Le colture che venivano principalmente praticate nella zona erano quelle dell'olivo, lungo la fascia pedemontana ad est del centro abitato, sopra la via Prenestina; e della vite, con coltivazione intensiva, oppure a vigna con larghi filari seminati, spesso in proprietà molto frazionate.

Nel periodo che va dal 1930 al 1939, e poi ancora negli anni successivi, l'agricoltura di Cave fu investita dal fenomeno della prolificazione delle piantagioni di tabacco, in particolare dei tipi di tabacco per sigaro. Tali insediamenti agricoli trovarono possibilità di sviluppo, in primo luogo per la particolare composizione chimica del terreno che consentiva di ottenere un tabacco qualitativamente e quantitamente superiore alla media e, sopratutto, con buone qualità di combustione; in secondo luogo per la presenza di molti boschi di castagni che rendevano facilmente reperibile la legna da ardere per essiccare il tabacco nelle cosiddette "stufe", i cui edifici, oggi vuoti e abbandonati, si vedono ancora alla periferia dell'abitato e nei campi limitrofi.
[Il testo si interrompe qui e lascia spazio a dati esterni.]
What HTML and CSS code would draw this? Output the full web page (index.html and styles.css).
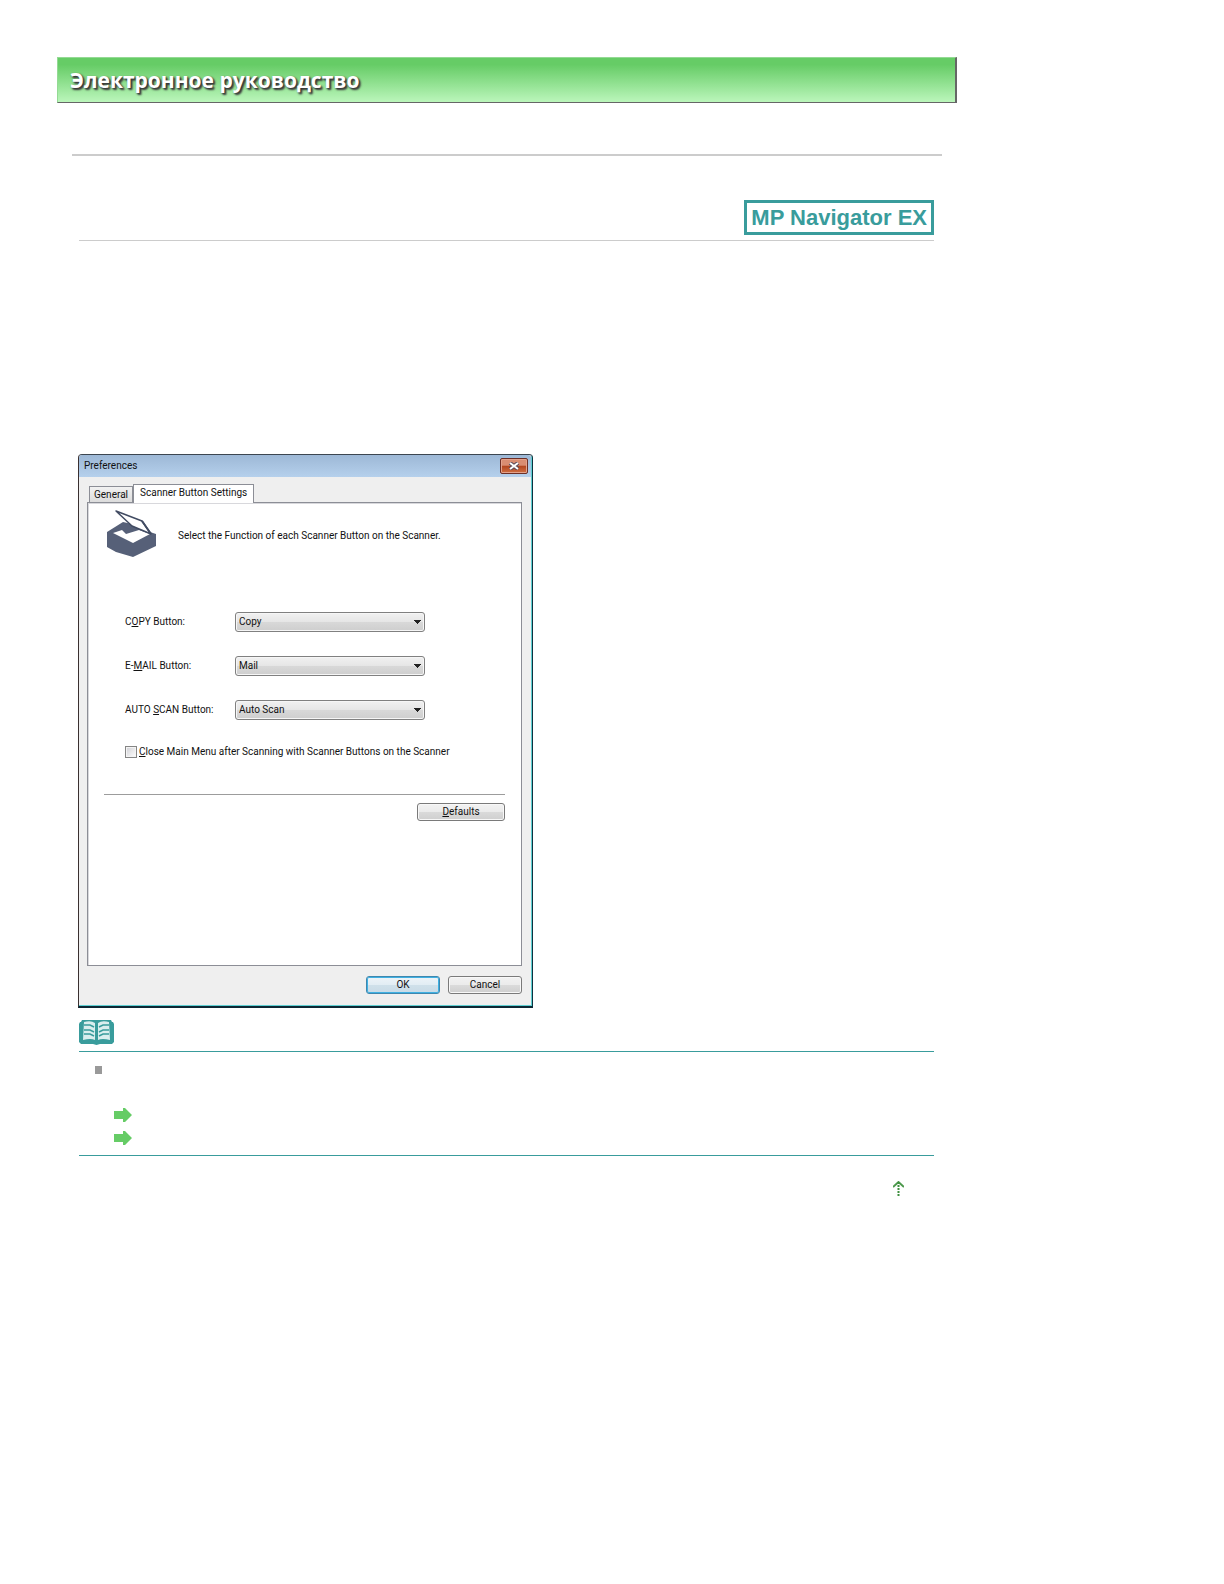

Purtroppo, l'abitudine di disboscare larghe fasce di territorio, ha alla lunga determinato un deturpamento del patrimonio boschivo, con danni all'ambiente e all'economia della zona.

Un'altra importante attività locale intorno agli anni Venti era l'allevamento del baco da seta, del quale abbiamo già accennato parlando del mercato dei bozzoli che fu istituito dal Comune di Cave nel 1918 e ripetuto negli anni successivi. Come si ricorderà, quel mercato fu importante perché, fra l'altro, fece da calmiere dei prezzi per tutti gli altri mercati della zona. Ancora nel 1928, Cave era un'importante centro di allevamento del baco da seta. La sua produzione annua si aggira intorno ai centoventi quintali.

Nel 1920 i principali generi alimentari erano ancora razionati, per cui si manifestò veramente utile, in un sistema distributivo imperfetto che risentiva ancora delle ristrettezze dovute al recente conflitto, la presenza in Cave di due cooperative di consumo, legalmente costituite, aventi ambedue lo scopo di fornire ai soci generi di prima necessità come farina, pasta, olio, riso, zucchero, formaggio, ecc., a prezzi agevolati. La prima era denominata Cooperativa "Libertà e lavoro" ed era composta inizialmente di 383 soci tutti mutilati e invalidi di guerra o vedove di Caduti. La seconda si chiamava Cooperativa "Unione agricola operaia di consumo", formata inizialmente di 64 soci appartenenti a tutte la categorie sociali della popolazione.

Un fenomeno che si verificò negli anni che vanno dal !950 al 1970, con punte massime negli ani 1965 e 1966, fu il fenomeno dell'emigrazione. Si calcola che negli anni Sessanta lasciarono Cave circa cinquecento persone, erodendo non poco l'incremento naturale della popolazione. Il flusso migratorio si verificò specialmente verso Roma, ma anche verso i poli industriali più vicini della valle del Sacco, a partire da Colleferro. Il fenomeno che interessò Cave,dipese principalmente dal decadimento dell'attività agricola, a fronte di un forte incremento delle attività "terziarie" nella capitale che divenne un polo di attrazione per chi, ormai non più trattenuto dalla terra, era la ricerca di una diversa e più redditizia occupazione.

D'altra parte, Cave fu anche soggetto ad un un movimento immigratorio dovuto agli abitanti dei piccoli paesi arroccati sui Monti Prenestini, con tradizioni agro - pastorali; tra questi Rocca di Cave, la cui struttura sociale subì profonde modificazioni passando dagli 872 abitanti del 1951 ai 399 del 1971.

Anche il fenomeno del pendolarismo è stato ed è tuttora notevole a Cave per quasi tutti i rami di attività, con l'eccezione del commercio.

Poiché siamo in tema di economia locale, non possiamo non accennare al grave problema della disoccupazione bracciantile in agricoltura, verificatosi negli ani seguenti la fine della Prima Guerra Mondiale. Nel 1919 si attuarono in Italia, da parte di gruppi di contadini, occupazioni di terre, creando non poco turbamento sociale.

Per frenare la turbolenza delle masse ed anche per favorire la popolazione contadina ed incrementare la produzione dei prodotti della terra, il Ministero dell'Agricoltura, con decreto legge pubblicato sulla Gazzetta Ufficiale del 13 settembre 1919, dispose che i Prefetti potessero decretare la temporanea occupazione di terre incolte per negligenza o incuria dei rispettivi proprietari, a favore di associazioni agricole e di ex combattenti che ne avessero fatto richiesta.

Ma, almeno inizialmente, le occupazioni avvennero senza tener conto delle normative governative. Anche a Cave, nel 1919, alcune terre furono illegalmente occupate da gruppi di braccianti, ed il Prefetto dovette intervenire nell'ottobre di quell'anno per far rispettare la legge e per impedire che altre invasioni avessero a ripetersi.